Change in enthalpy in an isolated, isochoric system

Question

Suppose we had an isolated, isovolumetric system in which the reaction

$${N_2 + 2H_2 \to 2NH_3}$$

Takes place. If we had to determine the signs of heat, work, change in internal energy and change in enthalpy, this would be my approach but I don't know if it makes sense.

It is an isolated system, so $Q=W= \Delta U = 0$

$\text{Change in enthalpy}=\Delta U+\Delta (pV) = V\Delta (p)$

Since the number of moles is decreasing, the pressure must decrease as well considering there is no volume change meaning $\Delta H$ is negative.

I also don't know if temperature is constant or if it is changing because I thought enthalpy was a function of temperature as well.

I'm having a hard time grasping how change in internal energy can be zero and how change in enthalpy is negative.
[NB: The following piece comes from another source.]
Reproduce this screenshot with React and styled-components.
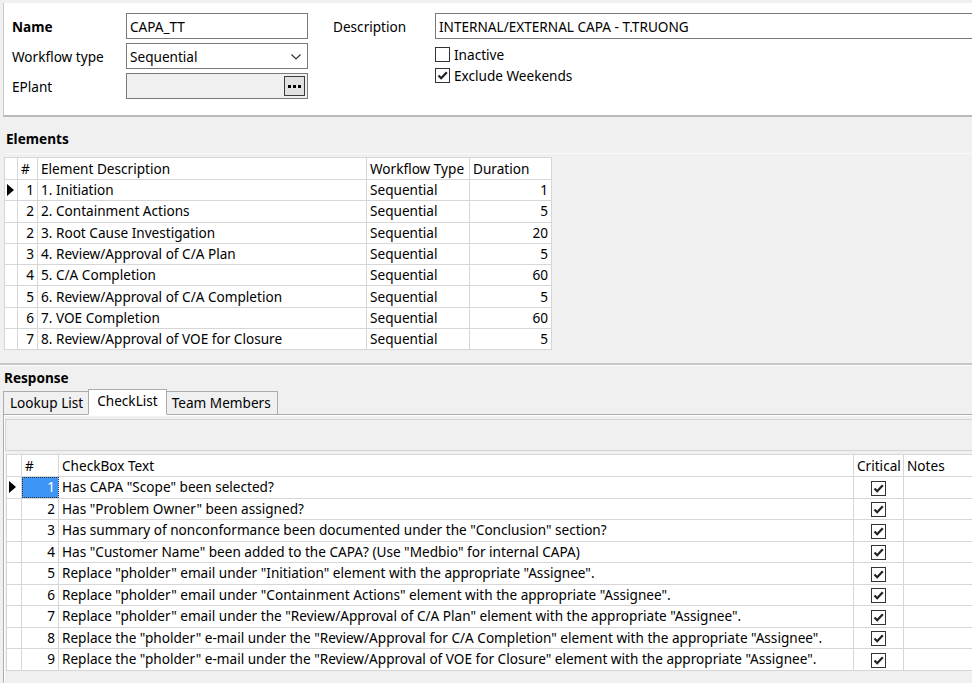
import React from 'react'
import styled, { createGlobalStyle } from 'styled-components'

const elements = [
  [1, '1. Initiation', 1],
  [2, '2. Containment Actions', 5],
  [2, '3. Root Cause Investigation', 20],
  [3, '4. Review/Approval of C/A Plan', 5],
  [4, '5. C/A Completion', 60],
  [5, '6. Review/Approval of C/A Completion', 5],
  [6, '7. VOE Completion', 60],
  [7, '8. Review/Approval of VOE for Closure', 5],
]

const checklist = [
  'Has CAPA "Scope" been selected?',
  'Has "Problem Owner" been assigned?',
  'Has summary of nonconformance been documented under the "Conclusion" section?',
  'Has "Customer Name" been added to the CAPA? (Use "Medbio" for internal CAPA)',
  'Replace "pholder" email under "Initiation" element with the appropriate "Assignee".',
  'Replace "pholder" email under "Containment Actions" element with the appropriate "Assignee".',
  'Replace "pholder" email under the "Review/Approval of C/A Plan" element with the appropriate "Assignee".',
  'Replace the "pholder" e-mail under the "Review/Approval for C/A Completion" element with the appropriate "Assignee".',
  'Replace the "pholder" e-mail under the "Review/Approval of VOE for Closure" element with the appropriate "Assignee".',
]

const Check = ({ checked }) => (
  <CheckBox>
    {checked && (
      <svg width="13" height="13" viewBox="0 0 13 13">
        <path d="M2.5 6.5 L5.2 9.2 L10.8 3.2" fill="none" stroke="#222" strokeWidth="2.2" />
      </svg>
    )}
  </CheckBox>
)

const Arrow = () => (
  <svg width="7" height="12" viewBox="0 0 7 12">
    <path d="M0 0 L7 6 L0 12 Z" fill="#000" />
  </svg>
)

export default function App() {
  return (
    <>
      <GlobalStyle />
      <Page>
        <TopPanel>
          <LeftForm>
            <FieldRow>
              <Label bold>Name</Label>
              <TextBox>CAPA_TT</TextBox>
            </FieldRow>
            <FieldRow>
              <Label>Workflow type</Label>
              <TextBox>
                Sequential
                <Chevron width="10" height="6" viewBox="0 0 10 6">
                  <path d="M0.5 0.5 L5 5 L9.5 0.5" fill="none" stroke="#333" strokeWidth="1.2" />
                </Chevron>
              </TextBox>
            </FieldRow>
            <FieldRow>
              <Label>EPlant</Label>
              <TextBox disabled>
                <DotsButton>
                  <svg width="13" height="3" viewBox="0 0 13 3">
                    <rect x="0" y="0" width="3" height="3" fill="#000" />
                    <rect x="5" y="0" width="3" height="3" fill="#000" />
                    <rect x="10" y="0" width="3" height="3" fill="#000" />
                  </svg>
                </DotsButton>
              </TextBox>
            </FieldRow>
          </LeftForm>
          <RightForm>
            <FieldRow>
              <Label wide>Description</Label>
              <TextBox grow>INTERNAL/EXTERNAL CAPA - T.TRUONG</TextBox>
            </FieldRow>
            <CheckRow first>
              <Check />
              <span>Inactive</span>
            </CheckRow>
            <CheckRow>
              <Check checked />
              <span>Exclude Weekends</span>
            </CheckRow>
          </RightForm>
        </TopPanel>

        <Section>
          <SectionTitle>Elements</SectionTitle>
          <ElementsGrid>
            <colgroup>
              <col style={{ width: 13 }} />
              <col style={{ width: 20 }} />
              <col style={{ width: 329 }} />
              <col style={{ width: 103 }} />
              <col style={{ width: 82 }} />
            </colgroup>
            <thead>
              <tr>
                <Th />
                <Th>#</Th>
                <Th>Element Description</Th>
                <Th>Workflow Type</Th>
                <Th>Duration</Th>
              </tr>
            </thead>
            <tbody>
              {elements.map(([n, desc, dur], i) => (
                <tr key={i}>
                  <Indicator>{i === 0 && <Arrow />}</Indicator>
                  <Td right>{n}</Td>
                  <Td>{desc}</Td>
                  <Td>Sequential</Td>
                  <Td right>{dur}</Td>
                </tr>
              ))}
            </tbody>
          </ElementsGrid>
        </Section>

        <ResponseSection>
          <SectionTitle small>Response</SectionTitle>
          <Tabs>
            <Tab>Lookup List</Tab>
            <Tab active>CheckList</Tab>
            <Tab>Team Members</Tab>
          </Tabs>
          <TabPanel>
            <ToolStrip />
            <CheckGrid>
              <colgroup>
                <col style={{ width: 15 }} />
                <col style={{ width: 37 }} />
                <col style={{ width: 795 }} />
                <col style={{ width: 50 }} />
                <col style={{ width: 100 }} />
              </colgroup>
              <thead>
                <tr>
                  <Th />
                  <Th>#</Th>
                  <Th>CheckBox Text</Th>
                  <Th>Critical</Th>
                  <Th>Notes</Th>
                </tr>
              </thead>
              <tbody>
                {checklist.map((text, i) => (
                  <tr key={i}>
                    <Indicator>{i === 0 && <Arrow />}</Indicator>
                    <Td right selected={i === 0}>{i + 1}</Td>
                    <Td>{text}</Td>
                    <Td center>
                      <Check checked />
                    </Td>
                    <Td />
                  </tr>
                ))}
              </tbody>
            </CheckGrid>
          </TabPanel>
        </ResponseSection>
      </Page>
    </>
  )
}

const GlobalStyle = createGlobalStyle`
  html, body {
    margin: 0;
    padding: 0;
    background: #f0f0f0;
    overflow: hidden;
  }
  body {
    font-family: "Noto Sans", "DejaVu Sans", sans-serif;
    font-size: 13.6px;
    color: #000;
  }
`
const Page = styled.div`
  width: 972px;
  height: 683px;
  overflow: hidden;
  display: flex;
  flex-direction: column;
`
const TopPanel = styled.div`
  margin: 3px 0 0 3px;
  height: 114px;
  flex: none;
  background: #fff;
  border-left: 1px solid #c8c8c8;
  border-bottom: 2px solid #b9b9b9;
  display: flex;
  padding: 10px 0 0 8px;
  box-sizing: border-box;
`
const LeftForm = styled.div`
  width: 321px;
  flex: none;
  display: flex;
  flex-direction: column;
  gap: 4px;
`
const RightForm = styled.div`
  display: flex;
  flex-direction: column;
  flex: none;
`
const FieldRow = styled.div`
  display: flex;
  align-items: center;
`
const Label = styled.div`
  width: ${p => (p.wide ? '102px' : '114px')};
  font-weight: ${p => (p.bold ? 700 : 400)};
  flex: none;
`
const TextBox = styled.div`
  position: relative;
  width: ${p => (p.grow ? '560px' : '182px')};
  height: 26px;
  box-sizing: border-box;
  border: 1px solid #7a7a7a;
  background: ${p => (p.disabled ? '#f0f0f0' : '#fff')};
  padding: 0 3px;
  display: flex;
  align-items: center;
  flex: none;
`
const Chevron = styled.svg`
  position: absolute;
  right: 6px;
  top: 10px;
`
const DotsButton = styled.div`
  position: absolute;
  right: 2px;
  top: 2px;
  width: 21px;
  height: 20px;
  box-sizing: border-box;
  border: 1px solid #3c3c3c;
  background: #e1e1e1;
  display: flex;
  align-items: center;
  justify-content: center;
`
const CheckRow = styled.div`
  display: flex;
  align-items: center;
  gap: 4px;
  margin-left: 102px;
  margin-top: ${p => (p.first ? '5px' : '0')};
  height: 21px;
`
const CheckBox = styled.span`
  width: 15px;
  height: 15px;
  box-sizing: border-box;
  border: 1px solid #333;
  background: #fff;
  display: inline-flex;
  align-items: center;
  justify-content: center;
  vertical-align: middle;
`
const Section = styled.div`
  height: 246px;
  flex: none;
  box-sizing: border-box;
  padding-left: 4px;
`
const SectionTitle = styled.div`
  font-weight: 700;
  height: ${p => (p.small ? '24px' : '36px')};
  line-height: ${p => (p.small ? '26px' : '44px')};
  margin-left: ${p => (p.small ? '1px' : '2px')};
  border-bottom: ${p => (p.small ? 'none' : '1px solid #fafafa')};
  margin-bottom: ${p => (p.small ? '0' : '3px')};
`
const ElementsGrid = styled.table`
  border-collapse: collapse;
  table-layout: fixed;
  width: 547px;
  background: #fff;
  border: 1px solid #d6d6d6;
  & td {
    height: 20.3px;
  }
`
const Th = styled.th`
  height: 21px;
  padding: 0 3px;
  text-align: left;
  font-weight: 400;
  border: 1px solid #d6d6d6;
  white-space: nowrap;
  overflow: hidden;
  background: #fff;
  line-height: 16px;
`
const Td = styled.td`
  padding: 0 3px;
  border: 1px solid #d6d6d6;
  white-space: nowrap;
  overflow: hidden;
  text-align: ${p => (p.right ? 'right' : p.center ? 'center' : 'left')};
  background: ${p => (p.selected ? '#3d95f5' : '#fff')};
  color: ${p => (p.selected ? '#fff' : '#000')};
  outline: ${p => (p.selected ? '1px dotted #333' : 'none')};
  outline-offset: -1px;
  line-height: 16px;
`
const Indicator = styled.td`
  padding: 0 0 0 2px;
  border: 1px solid #d6d6d6;
  background: #fff;
  line-height: 0;
`
const ResponseSection = styled.div`
  flex: 1;
  border-top: 2px solid #c8c8c8;
  box-shadow: inset 0 1px 0 #fafafa;
  display: flex;
  flex-direction: column;
  padding-left: 3px;
`
const Tabs = styled.div`
  display: flex;
  align-items: flex-end;
  height: 26px;
  flex: none;
  position: relative;
  z-index: 1;
`
const Tab = styled.div`
  height: ${p => (p.active ? '26px' : '24px')};
  margin: ${p => (p.active ? '0 -2px' : '0')};
  padding: ${p => (p.active ? '0 8px' : '0 6px')};
  box-sizing: border-box;
  border: 1px solid #acacac;
  border-bottom: ${p => (p.active ? '1px solid #fff' : '1px solid #acacac')};
  background: ${p => (p.active ? '#fff' : '#f0f0f0')};
  line-height: 22px;
  position: relative;
  z-index: ${p => (p.active ? 2 : 1)};
`
const TabPanel = styled.div`
  flex: 1;
  margin-top: -1px;
  border: 1px solid #acacac;
  border-right: none;
  border-bottom: none;
  background: #f0f0f0;
  box-shadow: inset 1px 1px 0 #fff;
  padding: 4px 0 0 1px;
  display: flex;
  flex-direction: column;
`
const ToolStrip = styled.div`
  height: 32px;
  flex: none;
  box-sizing: border-box;
  border: 1px solid #d3d3d3;
  border-right: none;
  background: #f0f0f0;
  margin-bottom: 3px;
`
const CheckGrid = styled.table`
  border-collapse: collapse;
  table-layout: fixed;
  width: 997px;
  margin-left: 1px;
  background: #fff;
  border: 1px solid #d6d6d6;
  & td {
    height: 20.5px;
  }
`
I also don't know if my reasoning is correct.

Thank you.

Answer 1

Your analysis, for the most part, is correct. However, you have not taken into account the fact that internal energy and enthalpy are functions not only of temperature but also of chemical composition, which changes as a result of the reaction.

The heat of formation (enthalpy) of ammonia from N2 and H2 at standard temperature and pressure is -46 kJ/mole. This means that, unless approximately this amount of heat is removed, the temperature will rise. In your isochoric system, which is also adiabatic, the change in internal energy will be zero, which means that the approximately 46 kJ/mole will cause the temperature of the product mixture to rise by a corresponding amount. This will allow the internal energy change of the mixture to be zero.

The change in enthalpy of the mixture will not be zero, as you pointed out. But the effect of the change in the number of moles on $\Delta (PV)$ will be somewhat compensated by the increase in temperature. The net effect would have to be worked out, knowing the final state.